**Data shown**:
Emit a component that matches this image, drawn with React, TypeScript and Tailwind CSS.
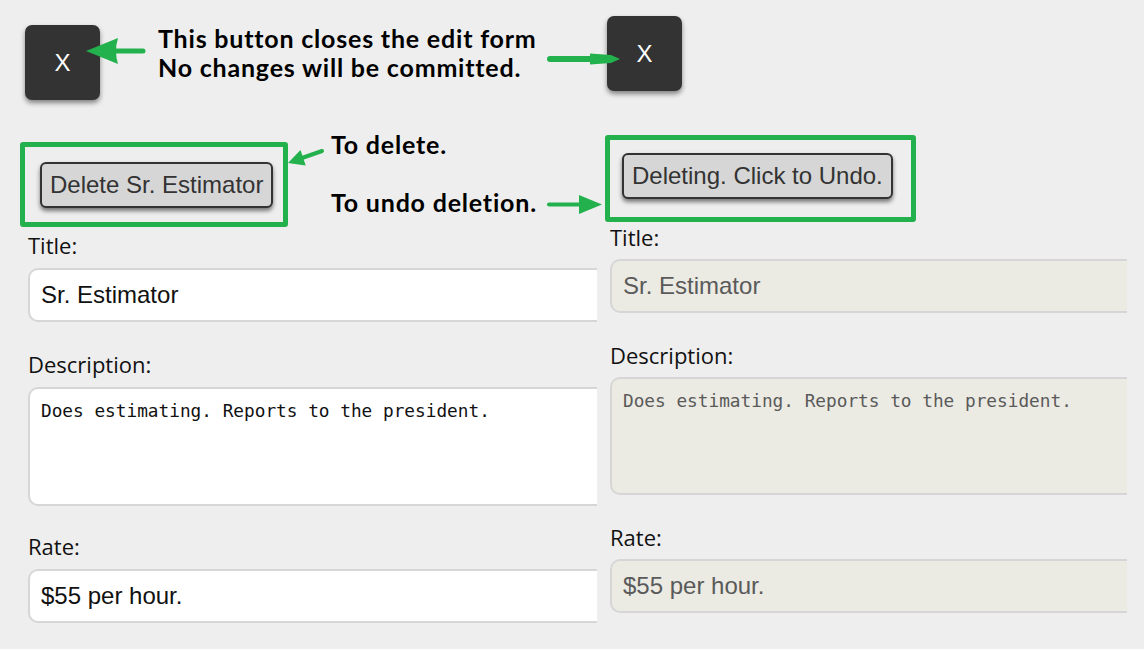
import React from "react";

const GREEN = "#22b14c";

function CloseButton({ className }: { className: string }) {
  return (
    <button
      className={
        "w-[75px] h-[75px] shrink-0 rounded-[7px] bg-[#333333] shadow-[0_3px_5px_rgba(0,0,0,0.45)] flex items-center justify-center text-white text-[24px] leading-none font-['Liberation_Sans',Arial,sans-serif] " +
        className
      }
    >
      X
    </button>
  );
}

function GreyButton({ label }: { label: string }) {
  return (
    <button className="h-[46px] px-[8px] rounded-[6px] border-2 border-[#333333] bg-[#d6d6d6] shadow-[0_3px_4px_rgba(0,0,0,0.5)] text-[24px] leading-none text-[#333333] font-['Liberation_Sans',Arial,sans-serif] whitespace-nowrap">
      {label}
    </button>
  );
}

function Label({ text, className = "" }: { text: string; className?: string }) {
  return (
    <div
      className={
        "h-[30px] leading-[30px] text-[22px] text-[#111111] font-['Open_Sans','Noto_Sans',sans-serif] " +
        className
      }
    >
      {text}
    </div>
  );
}

function EditForm({ deleted = false }: { deleted?: boolean }) {
  const box = deleted
    ? "bg-[#ebeae3] text-[#5a5a5a]"
    : "bg-white text-[#111111]";
  const w = deleted ? "w-[517px]" : "w-[569px]";
  const gap = deleted ? "mt-[7px]" : "mt-[8px]";
  const area = deleted ? "h-[118px]" : "h-[119px]";
  const field =
    "block border-2 border-r-0 border-[#d6d6d6] rounded-l-[10px] outline-none " +
    w +
    " " +
    box +
    " " +
    gap;

  return (
    <div className="flex flex-col">
      <Label text="Title:" />
      <input
        readOnly
        value="Sr. Estimator"
        className={
          field +
          " h-[54px] px-[11px] text-[24px] font-['Liberation_Sans',Arial,sans-serif]"
        }
      />
      <Label text="Description:" className="mt-[27px]" />
      <textarea
        readOnly
        value="Does estimating. Reports to the president."
        className={
          field +
          " " +
          area +
          " resize-none px-[11px] pt-[11px] text-[17.75px] leading-[22px] font-['DejaVu_Sans_Mono',monospace]"
        }
      />
      <Label text="Rate:" className={deleted ? "mt-[27px]" : "mt-[25px]"} />
      <input
        readOnly
        value="$55 per hour."
        className={
          field +
          " h-[54px] px-[11px] text-[24px] font-['Liberation_Sans',Arial,sans-serif]"
        }
      />
    </div>
  );
}

function Arrows() {
  return (
    <svg
      className="absolute left-0 top-0 pointer-events-none"
      width="1144"
      height="649"
      viewBox="0 0 1144 649"
    >
      {/* to the first close button */}
      <path d="M86 51 L118 38 Q114 51 118 64 Z" fill={GREEN} />
      <line x1="114" y1="51" x2="143" y2="51" stroke={GREEN} strokeWidth="5" strokeLinecap="round" />

      {/* to the second close button */}
      <line x1="550" y1="59" x2="594" y2="59" stroke={GREEN} strokeWidth="6" strokeLinecap="round" />
      <path d="M590 53.5 L611 55 L620 59 L611 63 L590 64.5 Z" fill={GREEN} />

      {/* to delete */}
      <line x1="302" y1="158" x2="322" y2="151" stroke={GREEN} strokeWidth="4" strokeLinecap="round" />
      <path d="M288 163 L300.5 150 L305.7 165.6 Z" fill={GREEN} />

      {/* to undo */}
      <line x1="549" y1="204.5" x2="581" y2="204.5" stroke={GREEN} strokeWidth="4" strokeLinecap="round" />
      <path d="M579 195 L602 204.5 L579 214 Z" fill={GREEN} />
    </svg>
  );
}

export default function App() {
  const note = "text-[25px] tracking-[0.8px] font-bold text-black font-['Lato','Open_Sans',sans-serif] whitespace-nowrap";

  return (
    <div className="relative w-[1144px] h-[649px] overflow-hidden bg-[#eeeeee] flex">
      {/* Left: the form before deleting */}
      <div className="w-[597px] shrink-0 flex flex-col">
        <div className="flex items-start h-[100px]">
          <CloseButton className="mt-[25px] ml-[25px]" />
          <div className={"mt-[24px] ml-[58px] leading-[29px] " + note}>
            <div>This button closes the edit form</div>
            <div>No changes will be committed.</div>
          </div>
        </div>

        <div className="flex items-start">
          <div className="mt-[42px] ml-[20px] w-[268px] h-[85px] shrink-0 border-[5px] border-[#22b14c] rounded-[3px] pl-[15px] pt-[15px]">
            <GreyButton label="Delete Sr. Estimator" />
          </div>
          <div className={"ml-[43px] mt-[29px] " + note}>
            <div className="h-[30px] leading-[30px]">To delete.</div>
            <div className="h-[30px] leading-[30px] mt-[28px]">To undo deletion.</div>
          </div>
        </div>

        <div className="pl-[28px] mt-[3px]">
          <EditForm />
        </div>
      </div>

      {/* Right: the form marked for deletion */}
      <div className="ml-[8px] w-[522px] shrink-0 flex flex-col">
        <div className="h-[91px]">
          <CloseButton className="mt-[16px] ml-[2px]" />
        </div>
        <div className="mt-[44px] w-[311px] h-[87px] border-[5px] border-[#22b14c] rounded-[3px] pl-[12px] pt-[13px]">
          <GreyButton label="Deleting. Click to Undo." />
        </div>
        <div className="pl-[5px]">
          <EditForm deleted />
        </div>
      </div>

      <Arrows />
    </div>
  );
}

**Instructions for the task**: Repeat the material above in full and unchanged, minus its images.

**Output for this task**:
Emit a component that matches this image, drawn with React, TypeScript and Tailwind CSS.
import React from "react";

const GREEN = "#22b14c";

function CloseButton({ className }: { className: string }) {
  return (
    <button
      className={
        "w-[75px] h-[75px] shrink-0 rounded-[7px] bg-[#333333] shadow-[0_3px_5px_rgba(0,0,0,0.45)] flex items-center justify-center text-white text-[24px] leading-none font-['Liberation_Sans',Arial,sans-serif] " +
        className
      }
    >
      X
    </button>
  );
}

function GreyButton({ label }: { label: string }) {
  return (
    <button className="h-[46px] px-[8px] rounded-[6px] border-2 border-[#333333] bg-[#d6d6d6] shadow-[0_3px_4px_rgba(0,0,0,0.5)] text-[24px] leading-none text-[#333333] font-['Liberation_Sans',Arial,sans-serif] whitespace-nowrap">
      {label}
    </button>
  );
}

function Label({ text, className = "" }: { text: string; className?: string }) {
  return (
    <div
      className={
        "h-[30px] leading-[30px] text-[22px] text-[#111111] font-['Open_Sans','Noto_Sans',sans-serif] " +
        className
      }
    >
      {text}
    </div>
  );
}

function EditForm({ deleted = false }: { deleted?: boolean }) {
  const box = deleted
    ? "bg-[#ebeae3] text-[#5a5a5a]"
    : "bg-white text-[#111111]";
  const w = deleted ? "w-[517px]" : "w-[569px]";
  const gap = deleted ? "mt-[7px]" : "mt-[8px]";
  const area = deleted ? "h-[118px]" : "h-[119px]";
  const field =
    "block border-2 border-r-0 border-[#d6d6d6] rounded-l-[10px] outline-none " +
    w +
    " " +
    box +
    " " +
    gap;

  return (
    <div className="flex flex-col">
      <Label text="Title:" />
      <input
        readOnly
        value="Sr. Estimator"
        className={
          field +
          " h-[54px] px-[11px] text-[24px] font-['Liberation_Sans',Arial,sans-serif]"
        }
      />
      <Label text="Description:" className="mt-[27px]" />
      <textarea
        readOnly
        value="Does estimating. Reports to the president."
        className={
          field +
          " " +
          area +
          " resize-none px-[11px] pt-[11px] text-[17.75px] leading-[22px] font-['DejaVu_Sans_Mono',monospace]"
        }
      />
      <Label text="Rate:" className={deleted ? "mt-[27px]" : "mt-[25px]"} />
      <input
        readOnly
        value="$55 per hour."
        className={
          field +
          " h-[54px] px-[11px] text-[24px] font-['Liberation_Sans',Arial,sans-serif]"
        }
      />
    </div>
  );
}

function Arrows() {
  return (
    <svg
      className="absolute left-0 top-0 pointer-events-none"
      width="1144"
      height="649"
      viewBox="0 0 1144 649"
    >
      {/* to the first close button */}
      <path d="M86 51 L118 38 Q114 51 118 64 Z" fill={GREEN} />
      <line x1="114" y1="51" x2="143" y2="51" stroke={GREEN} strokeWidth="5" strokeLinecap="round" />

      {/* to the second close button */}
      <line x1="550" y1="59" x2="594" y2="59" stroke={GREEN} strokeWidth="6" strokeLinecap="round" />
      <path d="M590 53.5 L611 55 L620 59 L611 63 L590 64.5 Z" fill={GREEN} />

      {/* to delete */}
      <line x1="302" y1="158" x2="322" y2="151" stroke={GREEN} strokeWidth="4" strokeLinecap="round" />
      <path d="M288 163 L300.5 150 L305.7 165.6 Z" fill={GREEN} />

      {/* to undo */}
      <line x1="549" y1="204.5" x2="581" y2="204.5" stroke={GREEN} strokeWidth="4" strokeLinecap="round" />
      <path d="M579 195 L602 204.5 L579 214 Z" fill={GREEN} />
    </svg>
  );
}

export default function App() {
  const note = "text-[25px] tracking-[0.8px] font-bold text-black font-['Lato','Open_Sans',sans-serif] whitespace-nowrap";

  return (
    <div className="relative w-[1144px] h-[649px] overflow-hidden bg-[#eeeeee] flex">
      {/* Left: the form before deleting */}
      <div className="w-[597px] shrink-0 flex flex-col">
        <div className="flex items-start h-[100px]">
          <CloseButton className="mt-[25px] ml-[25px]" />
          <div className={"mt-[24px] ml-[58px] leading-[29px] " + note}>
            <div>This button closes the edit form</div>
            <div>No changes will be committed.</div>
          </div>
        </div>

        <div className="flex items-start">
          <div className="mt-[42px] ml-[20px] w-[268px] h-[85px] shrink-0 border-[5px] border-[#22b14c] rounded-[3px] pl-[15px] pt-[15px]">
            <GreyButton label="Delete Sr. Estimator" />
          </div>
          <div className={"ml-[43px] mt-[29px] " + note}>
            <div className="h-[30px] leading-[30px]">To delete.</div>
            <div className="h-[30px] leading-[30px] mt-[28px]">To undo deletion.</div>
          </div>
        </div>

        <div className="pl-[28px] mt-[3px]">
          <EditForm />
        </div>
      </div>

      {/* Right: the form marked for deletion */}
      <div className="ml-[8px] w-[522px] shrink-0 flex flex-col">
        <div className="h-[91px]">
          <CloseButton className="mt-[16px] ml-[2px]" />
        </div>
        <div className="mt-[44px] w-[311px] h-[87px] border-[5px] border-[#22b14c] rounded-[3px] pl-[12px] pt-[13px]">
          <GreyButton label="Deleting. Click to Undo." />
        </div>
        <div className="pl-[5px]">
          <EditForm deleted />
        </div>
      </div>

      <Arrows />
    </div>
  );
}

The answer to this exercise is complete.